Journalists have drawn several parallels between the freshly re-inaugurated US president Donald Trump and the late George Wallace, the authoritarian segregationist who won his first term as governor of Alabama in 1963. But it takes an artist—specifically, the 82-year-old firebrand Judith Bernstein—to connect the two men by transforming both into Cockman, a satirical superhero bearing, as Bernstein describes in an email interview, “a literal cock for a head (a dickhead!) with a schlong nose and a dapper tie”. Frustratingly, the image is no less a dare to censors today than it was in the 60s, an American decade ruptured by intense and sustained conflicts over civil rights, the Vietnam War and much more.
The Trumpian version of the character appears in the 2016 painting Cockman Always Rises—Schlong Face, on view in a survey of Bernstein’s career at New York’s Kasmin gallery (until 15 February). The exhibition, Public Fears, reminds viewers that the artist has been making no-holds-barred work about divisive political issues for nearly six decades. It has sparked considerable interest. A by-invitation walkthrough of the show, pointedly held on 6 January—the anniversary of the 2021 Capitol Hill riots—attracted cultural luminaries ranging from David Byrne, the frontman of the Talking Heads, to Matthew Higgs, the director of the non-profit White Columns. Meanwhile Bernstein has a solo show at the Kunsthaus Zurich in 2026.
Yet she has had to fight like mad against censorship to reach this point. She says her career was “essentially halted” in 1974, when the Civic Center Museum in Philadelphia barred Horizontal (1973), a large-scale charcoal drawing of a “phallic screw”, from an exhibition of 86 female artists. The censors “branded me as a pariah”, she adds.
Although it took 50-odd years, Bernstein thinks she had the last laugh: the Metropolitan Museum of Art in New York acquired Horizontal in 2023. Yet the ban that threatened her livelihood in the 70s has a renewed resonance lately. “In some ways, that feels like the distant past, but on the other hand, the re-election of Trump stirs up new anxieties around our freedom of speech,” she says.
Past is prologue
Progressive and boundary-pushing voices in the US have felt the heat escalating since Trump’s latest victory at the polls. The House of Representatives approved a bill in late November that would empower the new administration to designate a non-profit as a “terrorist organisation”—and so revoke its tax-exempt status—based on troublingly broad standards, according to the American Civil Liberties Union.

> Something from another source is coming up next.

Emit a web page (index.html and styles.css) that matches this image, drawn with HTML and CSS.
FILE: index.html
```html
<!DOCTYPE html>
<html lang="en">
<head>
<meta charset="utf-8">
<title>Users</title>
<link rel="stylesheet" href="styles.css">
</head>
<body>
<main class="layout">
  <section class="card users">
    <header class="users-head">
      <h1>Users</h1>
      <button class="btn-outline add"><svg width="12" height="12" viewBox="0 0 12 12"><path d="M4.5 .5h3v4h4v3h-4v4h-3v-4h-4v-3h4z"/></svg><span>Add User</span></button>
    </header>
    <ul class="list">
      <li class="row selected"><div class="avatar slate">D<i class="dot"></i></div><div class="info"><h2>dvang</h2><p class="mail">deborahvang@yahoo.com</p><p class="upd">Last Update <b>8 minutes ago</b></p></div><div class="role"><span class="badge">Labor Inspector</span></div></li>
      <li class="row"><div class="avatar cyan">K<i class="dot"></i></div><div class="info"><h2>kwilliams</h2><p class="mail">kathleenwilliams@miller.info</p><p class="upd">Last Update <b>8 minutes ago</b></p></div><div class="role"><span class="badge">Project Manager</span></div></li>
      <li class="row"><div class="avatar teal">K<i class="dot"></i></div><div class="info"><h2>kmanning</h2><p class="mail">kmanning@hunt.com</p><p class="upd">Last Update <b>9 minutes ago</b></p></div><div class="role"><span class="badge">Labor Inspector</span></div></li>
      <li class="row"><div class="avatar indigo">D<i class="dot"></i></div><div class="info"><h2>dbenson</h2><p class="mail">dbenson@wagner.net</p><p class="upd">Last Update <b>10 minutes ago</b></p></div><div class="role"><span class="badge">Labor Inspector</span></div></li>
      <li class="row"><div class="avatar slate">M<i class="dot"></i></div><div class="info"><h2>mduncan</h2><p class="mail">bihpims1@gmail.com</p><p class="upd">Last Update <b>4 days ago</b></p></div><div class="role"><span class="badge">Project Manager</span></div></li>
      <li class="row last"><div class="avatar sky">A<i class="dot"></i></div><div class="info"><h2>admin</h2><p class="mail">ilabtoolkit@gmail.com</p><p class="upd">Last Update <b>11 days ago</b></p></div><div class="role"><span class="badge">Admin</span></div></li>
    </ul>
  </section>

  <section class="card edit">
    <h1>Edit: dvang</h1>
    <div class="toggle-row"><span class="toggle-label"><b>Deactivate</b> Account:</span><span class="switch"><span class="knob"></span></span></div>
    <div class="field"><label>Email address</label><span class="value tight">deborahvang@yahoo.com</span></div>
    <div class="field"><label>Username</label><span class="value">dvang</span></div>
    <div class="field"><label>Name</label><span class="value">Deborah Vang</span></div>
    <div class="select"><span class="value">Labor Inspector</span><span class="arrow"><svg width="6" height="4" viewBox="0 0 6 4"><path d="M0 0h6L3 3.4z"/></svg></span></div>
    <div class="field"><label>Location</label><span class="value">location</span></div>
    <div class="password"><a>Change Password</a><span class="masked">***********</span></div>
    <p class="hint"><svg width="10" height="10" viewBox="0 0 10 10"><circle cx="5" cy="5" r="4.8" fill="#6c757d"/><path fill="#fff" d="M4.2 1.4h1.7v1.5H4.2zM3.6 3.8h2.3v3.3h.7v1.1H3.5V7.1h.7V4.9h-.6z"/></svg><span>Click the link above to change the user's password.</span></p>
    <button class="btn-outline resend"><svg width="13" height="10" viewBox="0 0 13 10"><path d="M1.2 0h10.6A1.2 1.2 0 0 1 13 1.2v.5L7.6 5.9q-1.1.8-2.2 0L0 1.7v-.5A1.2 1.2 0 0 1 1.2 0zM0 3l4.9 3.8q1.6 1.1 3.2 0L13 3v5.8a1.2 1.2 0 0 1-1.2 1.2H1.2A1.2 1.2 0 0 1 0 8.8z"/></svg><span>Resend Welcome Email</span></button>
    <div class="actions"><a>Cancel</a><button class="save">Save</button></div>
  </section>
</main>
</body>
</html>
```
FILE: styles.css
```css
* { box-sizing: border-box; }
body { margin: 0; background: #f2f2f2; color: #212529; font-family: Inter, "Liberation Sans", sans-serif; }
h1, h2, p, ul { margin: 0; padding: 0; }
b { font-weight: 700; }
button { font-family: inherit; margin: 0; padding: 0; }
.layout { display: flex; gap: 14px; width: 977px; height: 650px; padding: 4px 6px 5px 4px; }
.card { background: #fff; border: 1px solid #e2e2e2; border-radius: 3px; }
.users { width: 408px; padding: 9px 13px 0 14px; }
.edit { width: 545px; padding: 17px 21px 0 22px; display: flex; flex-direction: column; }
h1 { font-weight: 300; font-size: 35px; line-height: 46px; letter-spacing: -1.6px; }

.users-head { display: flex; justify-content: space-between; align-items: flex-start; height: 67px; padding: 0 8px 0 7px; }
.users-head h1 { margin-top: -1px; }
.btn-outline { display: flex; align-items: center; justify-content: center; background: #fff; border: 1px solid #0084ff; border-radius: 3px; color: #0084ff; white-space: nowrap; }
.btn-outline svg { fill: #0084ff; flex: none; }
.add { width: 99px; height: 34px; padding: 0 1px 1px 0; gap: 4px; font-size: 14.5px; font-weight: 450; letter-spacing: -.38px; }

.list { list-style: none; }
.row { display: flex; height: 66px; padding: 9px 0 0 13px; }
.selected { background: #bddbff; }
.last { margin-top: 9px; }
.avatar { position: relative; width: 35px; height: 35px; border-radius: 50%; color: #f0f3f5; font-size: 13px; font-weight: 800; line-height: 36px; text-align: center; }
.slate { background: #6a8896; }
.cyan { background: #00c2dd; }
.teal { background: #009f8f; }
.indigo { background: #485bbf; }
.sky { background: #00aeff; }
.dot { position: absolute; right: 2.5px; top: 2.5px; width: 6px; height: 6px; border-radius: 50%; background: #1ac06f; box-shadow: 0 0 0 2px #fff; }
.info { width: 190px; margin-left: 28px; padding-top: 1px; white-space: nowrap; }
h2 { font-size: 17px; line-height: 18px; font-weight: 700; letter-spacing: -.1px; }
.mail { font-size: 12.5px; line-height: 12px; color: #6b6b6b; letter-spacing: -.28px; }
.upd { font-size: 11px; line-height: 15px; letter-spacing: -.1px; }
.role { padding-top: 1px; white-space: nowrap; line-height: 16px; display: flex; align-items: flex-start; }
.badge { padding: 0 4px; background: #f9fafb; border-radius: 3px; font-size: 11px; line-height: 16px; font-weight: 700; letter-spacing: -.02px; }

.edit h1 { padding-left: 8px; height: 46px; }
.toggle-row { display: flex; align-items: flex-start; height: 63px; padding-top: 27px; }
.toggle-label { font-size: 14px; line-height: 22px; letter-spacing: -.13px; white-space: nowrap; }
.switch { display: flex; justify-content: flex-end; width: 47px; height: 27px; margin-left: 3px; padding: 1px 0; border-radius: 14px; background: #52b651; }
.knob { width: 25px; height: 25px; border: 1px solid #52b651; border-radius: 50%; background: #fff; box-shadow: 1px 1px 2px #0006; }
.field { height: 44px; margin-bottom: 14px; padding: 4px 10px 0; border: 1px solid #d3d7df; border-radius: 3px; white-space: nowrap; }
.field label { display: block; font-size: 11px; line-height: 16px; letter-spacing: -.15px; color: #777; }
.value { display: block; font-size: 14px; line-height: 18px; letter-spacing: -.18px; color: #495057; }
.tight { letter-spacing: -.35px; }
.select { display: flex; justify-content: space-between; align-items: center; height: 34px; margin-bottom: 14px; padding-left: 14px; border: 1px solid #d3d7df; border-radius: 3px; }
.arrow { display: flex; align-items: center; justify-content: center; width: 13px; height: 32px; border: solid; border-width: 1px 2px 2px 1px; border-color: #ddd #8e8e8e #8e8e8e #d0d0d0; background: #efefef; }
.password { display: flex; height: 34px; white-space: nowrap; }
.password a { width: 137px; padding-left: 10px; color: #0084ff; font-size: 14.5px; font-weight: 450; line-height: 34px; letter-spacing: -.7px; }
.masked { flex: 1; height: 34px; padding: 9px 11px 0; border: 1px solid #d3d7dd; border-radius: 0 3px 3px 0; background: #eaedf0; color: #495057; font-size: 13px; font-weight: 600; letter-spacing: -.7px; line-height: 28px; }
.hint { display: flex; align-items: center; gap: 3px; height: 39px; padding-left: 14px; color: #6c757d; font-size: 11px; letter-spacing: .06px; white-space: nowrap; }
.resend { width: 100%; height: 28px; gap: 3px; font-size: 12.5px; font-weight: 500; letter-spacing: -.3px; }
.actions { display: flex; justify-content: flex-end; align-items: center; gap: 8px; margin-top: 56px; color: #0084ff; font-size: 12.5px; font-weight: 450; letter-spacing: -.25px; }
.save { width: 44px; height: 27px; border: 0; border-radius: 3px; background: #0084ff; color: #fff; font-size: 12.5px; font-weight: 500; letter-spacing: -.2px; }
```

In January, Texas police seized photographs by the celebrated artist Sally Mann from a show at the Modern Art Museum of Fort Worth after a complaint, seemingly provoked by articles by a conservative activist, that they constituted child pornography. A spokesperson for Gagosian, which represents Mann, declined to comment, but the museum pointed out in a statement that “these [works] have been widely published and exhibited for more than 30 years in leading cultural institutions across the country and around the world”.
In the same month, a joint survey commissioned by the Association of Art Museum Directors (AAMD), Pen America and the Artists at Risk Connection found that 55% of AAMD respondents felt censorship was “a much bigger problem for museums today” than ten years ago.
The present has disturbing echoes of earlier restrictions on expression. Bernstein calls the 1960s “an obvious parallel”. Shannon Jackson, who chairs the history of art department at the University of California at Berkeley, tells The Art Newspaper that “analogies could certainly be made to the Nazis’ early 20th-century banning of so-called ‘degenerate art’”, as well as “the enforcement of only certain approved art forms and styles” by communist regimes. Equally alarming, she adds, are contemporary mutations enacted by autocrats worldwide, such as the scapegoating of queer, migrant and other minority communities.
Jackson is one of the four scholars heading up a multi-year, multi-institution programme called A Counter-Imaginary in Authoritarian Times, which aims to combat censorship and strongman politics using the arts and literature. Funded by a $2.6m grant from the Mellon Foundation, the initiative will run the gamut from workshops and conferences to performances and publications. Debarati Sanyal, the director of Berkeley’s Center for Interdisciplinary Critical Inquiry and another of the project’s leaders, says one of its goals is “to open alternative visions of what a just and livable collective future looks like” as a counteroffensive to authoritarianism’s “capacity to stoke fear through imagery”.
Although direct bans of works of art grab headlines, “resigned acceptance leads to normalisation,” Jackson warns. “Concern about being censored leads us to censor ourselves.”
Jackson, Sanyal and Bernstein agree that coalition building will be crucial for artists and institutions facing censorship in the years to come, both domestically and abroad. Bernstein learned this lesson first-hand as one of 20 women artists who founded the non-profit AIR (Artists in Residence) Gallery in Manhattan in 1972, “when [they] had no platform”. One of her mantras—and its focus on plurality—is proving as relevant as ever: “If we don’t voice opposition, we submit.”